On Wed, 23 May 2007, Russell King wrote:
> > GFP_DMA allocations are an exception and that exception can be removed
> > from the core VM by not defining ZONE_DMA. You cannot switch off the
> > NORMAL zone.
>
> I'd like to be able to switch off the normal and highmem zones and leave
> just the DMA zone behind. The normal and highmem zones are just a waste
> of space on ARM.
If you do not have exceptional memory requirements then you do not need a
DMA zone. The core code allows you to switch off ZONE_DMA but not
ZONE_NORMAL. For a description of the roles of the zones see
include/linux/mmzone.h
> > Nope. The DMA zone is for crappy DMA devices that can only use a portion
> > of memory.
>
> I'm sorry, we're going to have to agree to disagree then.
>
> As for your assertion that it's "crappy DMA devices" there are modern
> PCI based platforms being produced by Marvell (which were designed by
> Intel) which can only DMA from 64MB of memory, inspite of the PCI
> device having full PCI busmastering capabilities.
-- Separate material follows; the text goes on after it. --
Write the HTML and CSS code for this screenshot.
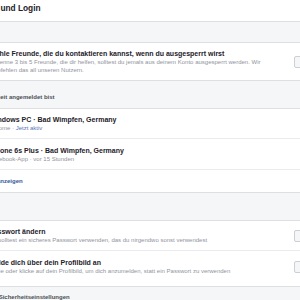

Ok sorry for the word choice.
> At the end of the day, it is _far_ simpler from an architectural point
> of view for memory to live in the DMA zone and disable the normal and
> highmem zones than it is to selectively populate the normal zone
> depending on whether device X is configured, and then also have to hack
> around various drivers which decide they want to use __GFP_DMA because
> of some antequated x86ism which doesn't apply on non-x86.
If you switch off CONFIG_ZONE_DMA then __GFP_DMA becomes a no op. So no
problem. Many of us want to rid the kernel of __GFP_DMA. Please join the
club and nuke the useless ZONE_DMA on your platforms.